In the age of social media, we hear the terms “influencer,” “brand loyalty,” and “brand integration.” But what does it mean to be a “brand agent?” Celebrities and public figures are well aware that they are a marketable product, with many creating their own personal brands that allow them to remain in the spotlight. But with every celebrity comes an attached luxury item and good.

That’s where brand agents like Hollywood’s Lorenzo Rusin come in. Rusin, an Italian brand agent, known for his work on Beverly Hills Cop 4, Terminator: Dark Fate (2019), and Bad Boys for Life (2020), is the guy you want putting those luxurious and exotic cars, sunglasses, and other products in your cinematography.

Rusin breaks down the five steps he and his team takes when receiving that script in preparation of securing brand placement. This interview, originally done with Grit Daily News and Hacker Noon, has been clipped and formatted accordingly.

#1 — Ensuring All NDA’s Are Signed

First and foremost, our team ensures that all the appropriate legal paperwork and non-disclosure agreements (NDA’s) are signed.

This allows us to actually receive the script and discuss any associated materials with the covered parties.

This allows us to actually receive the script and discuss any associated materials with the covered parties.

#2 — Script Delivery and Breakdown

Step two is where we actually receive the script.

Traditionally, the producers/writers would send you the script through snail mail. However, with today’s digital age, we now have specialized software in which we are able to receive and view the script, digitally. While every production company operates differently, there are always NDA’s in place to protect all parties.
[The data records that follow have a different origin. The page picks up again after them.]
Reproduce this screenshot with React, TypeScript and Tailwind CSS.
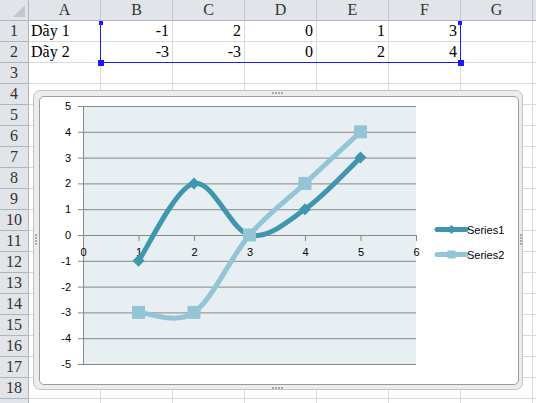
import React from 'react';

const COLS = ['A', 'B', 'C', 'D', 'E', 'F', 'G', ''];
const DATA: Record<number, string[]> = {
  1: ['Dãy 1', '-1', '2', '0', '1', '3'],
  2: ['Dãy 2', '-3', '-3', '0', '2', '4'],
};

const S1 = [-1, 2, 0, 1, 3];
const S2 = [-3, -3, 0, 2, 4];
const C1 = '#3f96ae';
const C2 = '#93c5d7';

// plot area in page coordinates
const PL = 82;
const PR = 415;
const PT = 105;
const PB = 363;
const px = (x: number) => PL + (x * (PR - PL)) / 6;
const py = (y: number) => PT + ((5 - y) * (PB - PT)) / 10;

function smoothPath(vals: number[]) {
  const pts = vals.map((v, i) => [px(i + 1), py(v)]);
  let d = `M${pts[0][0]},${pts[0][1]}`;
  for (let i = 0; i < pts.length - 1; i++) {
    const p0 = pts[i - 1] ?? pts[i];
    const p1 = pts[i];
    const p2 = pts[i + 1];
    const p3 = pts[i + 2] ?? pts[i + 1];
    const c1x = p1[0] + (p2[0] - p0[0]) / 6;
    const c1y = p1[1] + (p2[1] - p0[1]) / 6;
    const c2x = p2[0] - (p3[0] - p1[0]) / 6;
    const c2y = p2[1] - (p3[1] - p1[1]) / 6;
    d += ` C${c1x},${c1y} ${c2x},${c2y} ${p2[0]},${p2[1]}`;
  }
  return d;
}

function Diamond({ x, y, r }: { x: number; y: number; r: number }) {
  return <polygon points={`${x},${y - r} ${x + r},${y} ${x},${y + r} ${x - r},${y}`} fill={C1} />;
}

const FONT = "'Liberation Sans', Arial, sans-serif";

function Chart() {
  const yTicks = [5, 4, 3, 2, 1, 0, -1, -2, -3, -4, -5];
  const xTicks = [0, 1, 2, 3, 4, 5, 6];
  return (
    <svg className="absolute left-0 top-0" width={490} height={300} viewBox="33 90 490 300">
      <rect x={PL} y={PT} width={PR - PL} height={PB - PT} fill="#e8eff3" />
      {yTicks.map((v) => (
        <g key={v}>
          <line x1={PL - 5} x2={PR} y1={py(v) + 0.5} y2={py(v) + 0.5} stroke="#878787" strokeWidth={1} />
          <text x={70} y={py(v) + 4} textAnchor="end" fontSize={11} fontFamily={FONT} fill="#000">
            {v}
          </text>
        </g>
      ))}
      <line x1={PL + 0.5} x2={PL + 0.5} y1={PT} y2={PB + 1} stroke="#878787" strokeWidth={1} />
      {xTicks.map((v) => (
        <g key={v}>
          <line x1={px(v) + 0.5} x2={px(v) + 0.5} y1={py(0)} y2={py(0) + 6} stroke="#878787" strokeWidth={1} />
          <text x={px(v) + 0.5} y={py(0) + 21} textAnchor="middle" fontSize={11} fontFamily={FONT} fill="#000">
            {v}
          </text>
        </g>
      ))}

      <path d={smoothPath(S1)} fill="none" stroke={C1} strokeWidth={5} strokeLinecap="round" />
      {S1.map((v, i) => (
        <Diamond key={i} x={px(i + 1)} y={py(v)} r={6} />
      ))}
      <path d={smoothPath(S2)} fill="none" stroke={C2} strokeWidth={5} strokeLinecap="round" />
      {S2.map((v, i) => (
        <rect key={i} x={px(i + 1) - 6.5} y={py(v) - 6.5} width={13} height={13} fill={C2} />
      ))}

      {/* legend */}
      <line x1={436} x2={465} y1={228.5} y2={228.5} stroke={C1} strokeWidth={5} strokeLinecap="round" />
      <Diamond x={450.5} y={228.5} r={4.5} />
      <text x={466} y={232.5} fontSize={11} fontFamily={FONT} fill="#000">
        Series1
      </text>
      <line x1={436} x2={465} y1={253.5} y2={253.5} stroke={C2} strokeWidth={5} strokeLinecap="round" />
      <rect x={446.5} y={249.5} width={8} height={8} fill={C2} />
      <text x={466} y={257.5} fontSize={11} fontFamily={FONT} fill="#000">
        Series2
      </text>
    </svg>
  );
}

function Dots({ vertical }: { vertical?: boolean }) {
  return (
    <div className={vertical ? 'flex flex-col gap-[1px]' : 'flex gap-[1px]'}>
      {[0, 1, 2, 3].map((i) => (
        <div key={i} className="w-[2px] h-[2px] bg-[#a9a9a9]" />
      ))}
    </div>
  );
}

export default function App() {
  const rows = Array.from({ length: 19 }, (_, i) => i + 1);
  return (
    <div className="relative w-[536px] h-[403px] overflow-hidden bg-white font-['Liberation_Serif','Times_New_Roman',serif] text-[16px] text-black">
      {/* column headers */}
      <div className="flex h-[21px] border-b border-[#b1b5ba] bg-[#e1e4e8]">
        <div className="relative w-[29px] shrink-0 border-r border-[#b1b5ba]">
          <svg className="absolute right-[3px] bottom-[3px]" width={12} height={12}>
            <polygon points="12,0 12,12 0,12" fill="#c3c7cc" />
          </svg>
        </div>
        {COLS.map((c, i) => (
          <div
            key={i}
            className="w-[72px] shrink-0 border-r border-[#c5c9ce] flex items-center justify-center text-[#333] leading-none"
          >
            {c}
          </div>
        ))}
      </div>

      {rows.map((r) => (
        <div key={r} className="flex h-[21px]">
          <div className="w-[29px] shrink-0 border-r border-b border-[#b1b5ba] bg-[#e1e4e8] flex items-center justify-center text-[#333] leading-none">
            {r < 19 ? r : ''}
          </div>
          {COLS.map((c, ci) => {
            const val = DATA[r]?.[ci];
            return (
              <div
                key={ci}
                className={`w-[72px] shrink-0 border-r border-b border-[#d9d9d9] flex items-center leading-none ${
                  ci === 0 ? 'justify-start pl-[2px]' : 'justify-end pr-[3px]'
                }`}
              >
                {val}
              </div>
            );
          })}
        </div>
      ))}

      {/* data range selection */}
      <div className="absolute left-[100px] top-[22px] w-[361px] h-[41px] border-l border-r border-b border-[#1a1aff]" />
      <div className="absolute left-[99px] top-[21px] w-[4px] h-[4px] bg-[#1a1aff]" />
      <div className="absolute left-[458px] top-[21px] w-[4px] h-[4px] bg-[#1a1aff]" />
      <div className="absolute left-[98px] top-[60px] w-[6px] h-[6px] bg-[#1a1aff]" />
      <div className="absolute left-[458px] top-[60px] w-[6px] h-[6px] bg-[#1a1aff]" />

      {/* chart object */}
      <div className="absolute left-[33px] top-[90px] w-[490px] h-[300px] rounded-[7px] border border-[#c4c4c4] bg-[#ececec] pl-[5px] pt-[5px] pr-[3px] pb-[4px]">
        <div className="w-full h-full rounded-[5px] border border-[#9c9c9c] bg-white" />
        <Chart />
        <div className="absolute left-[238px] top-[1px]">
          <Dots />
        </div>
        <div className="absolute left-[238px] bottom-[0px]">
          <Dots />
        </div>
        <div className="absolute left-[1px] top-[143px]">
          <Dots vertical />
        </div>
        <div className="absolute right-[0px] top-[143px]">
          <Dots vertical />
        </div>
      </div>
    </div>
  );
}
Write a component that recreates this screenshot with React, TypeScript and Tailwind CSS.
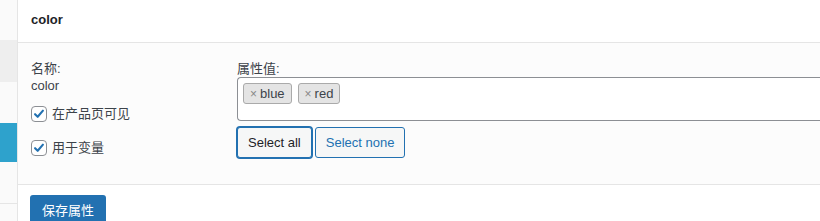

Once we receive the script, it is immediately delivered to my team so they can read it and break it down into parts/segments for product and service identification.

#3 — Identify & Associate

Step three, as my team is reading and breaking down the script, we are identifying segments which could be associated with a particular brand(s).

In a situation where we are identifying scenes with clear placement opportunity, but are not associated with a client I represent, I will then reach out to my network to offer them a potential placement opportunity.

Remember, my job is to tell the production company what the product is and why the brand we are presenting to them for association, is the most appropriate.

#4 — Pitching the Opportunity

Step four, once we have identified potential placements, my job is to then contact the brand and/or services company, and present them with the opportunity, subject to the terms of the NDA.

Almost always, I will disclose the name of the project (which as you know, may change along the way for confidentiality reasons) along with some of the cast, and of course the production company. This also includes sharing the synopsis. Our goal is not to share too much information, but rather, provide just enough to gauge their interest and have them sign the necessary agreements if they are willing to move forward in discussion.

At the same time, because I am going into my network of contacts, many of them trust me to send them a good piece of work (one with clout and no negative placements) and they will of course agree. The answer I’m looking for in an email is “yes or no,” in whether they want to move forward or not.

#5 — Getting On the Phone

Finally, if my client agrees, we will then schedule a phone call, which is where I spend a majority of my time, to explain more about the project. This includes learning what’s new in my client (the company’s) product and/or service line, in relation to the estimated release date of the project. Often, we will use a company prototype for a new product — especially for eye-wear and clothing.